# [What is required]
Across all the lines below, how many contain the string "React"? Please reply with the number only.

Start of Collected data

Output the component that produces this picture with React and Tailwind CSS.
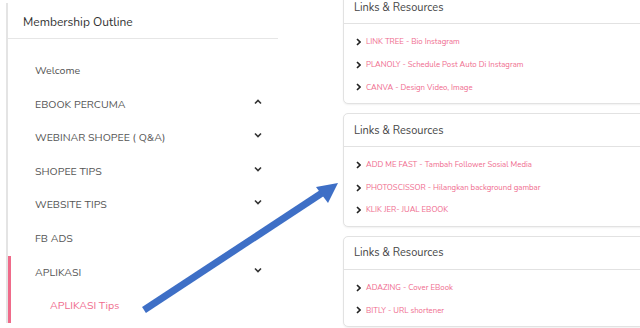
import React from "react";

const font = { fontFamily: "Nunito, Lato, 'Open Sans', sans-serif" };

function Down() {
  return (
    <svg width="8" height="6" viewBox="0 0 8 6" className="text-[#333]">
      <polyline points="1,1.5 4,4.5 7,1.5" fill="none" stroke="currentColor" strokeWidth="1.6" />
    </svg>
  );
}
function Up() {
  return (
    <svg width="8" height="6" viewBox="0 0 8 6" className="text-[#333]">
      <polyline points="1,4.5 4,1.5 7,4.5" fill="none" stroke="currentColor" strokeWidth="1.6" />
    </svg>
  );
}
function Right() {
  return (
    <svg width="5" height="8" viewBox="0 0 5 8" className="text-[#222] shrink-0">
      <polyline points="1,1 4,4 1,7" fill="none" stroke="currentColor" strokeWidth="1.6" />
    </svg>
  );
}

function MenuItem({ label, icon }) {
  return (
    <div className="h-[33.6px] flex items-center pl-[27px] pr-[16px] text-[10.6px] text-[#555]">
      <span className="flex-1">{label}</span>
      {icon === "up" && <span className="-mt-[6px]"><Up /></span>}
      {icon === "down" && <span className="-mt-[6px]"><Down /></span>}
    </div>
  );
}

function Card({ items, className = "" }) {
  return (
    <div className={"border border-[#e2e2e2] rounded-[5px] bg-white shadow-[0_1px_2px_rgba(0,0,0,0.06)] " + className}>
      <div className="h-[33px] flex items-center pl-[10px] pt-[2px] border-b border-[#e2e2e2] text-[11px] text-[#444]">
        Links &amp; Resources
      </div>
      <div className="pt-[7px] pb-[4px]">
        {items.map((t) => (
          <div key={t} className="h-[22.6px] flex items-center pl-[12px] gap-[5px] text-[7.8px] text-[#ef6b8e]">
            <Right />
            <span>{t}</span>
          </div>
        ))}
      </div>
    </div>
  );
}

export default function App() {
  return (
    <div className="w-[640px] h-[328px] bg-white relative overflow-hidden flex" style={font}>
      <div className="ml-[6px] mt-[3px] w-[272px] h-[320px] border-l-2 border-[#e4e4e4] flex flex-col">
        <div className="h-[42px] flex items-center pl-[15px] pt-[3px] border-b border-[#e6e6e6] text-[12px] text-[#333]">
          Membership Outline
        </div>
        <div className="pt-[15px]">
          <MenuItem label="Welcome" />
          <MenuItem label="EBOOK PERCUMA" icon="up" />
          <MenuItem label="WEBINAR SHOPEE ( Q&A)" icon="down" />
          <MenuItem label="SHOPEE TIPS" icon="down" />
          <MenuItem label="WEBSITE TIPS" icon="down" />
          <MenuItem label="FB ADS" />
        </div>
        <div className="border-l-[3px] border-[#ef6b8a] flex-1">
          <div className="h-[33.6px] flex items-center pl-[24px] pr-[16px] text-[10.6px] text-[#555]">
            <span className="flex-1">APLIKASI</span>
            <span className="-mt-[6px]"><Down /></span>
          </div>
          <div className="h-[33.6px] flex items-center pl-[39px] text-[10.6px] text-[#ef6b8e]">
            APLIKASI Tips
          </div>
        </div>
      </div>

      <div className="ml-[65px] -mt-[10px] flex-1 flex flex-col gap-[9px] -mr-[10px]">
        <Card items={["LINK TREE - Bio Instagram", "PLANOLY - Schedule Post Auto Di Instagram", "CANVA - Design Video, Image"]} />
        <Card items={["ADD ME FAST - Tambah Follower Sosial Media", "PHOTOSCISSOR - Hilangkan background gambar", "KLIK JER- JUAL EBOOK"]} />
        <Card items={["ADAZING - Cover EBook", "BITLY - URL shortener"]} />
      </div>

      <svg className="absolute left-0 top-0 pointer-events-none" width="640" height="328" viewBox="0 0 640 328">
        <line x1="144" y1="310" x2="322" y2="193" stroke="#3e6fc6" strokeWidth="7" />
        <polygon points="338,183 316,187 328,203" fill="#3e6fc6" />
      </svg>
    </div>
  );
}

End of Collected data

# [Answer below]
2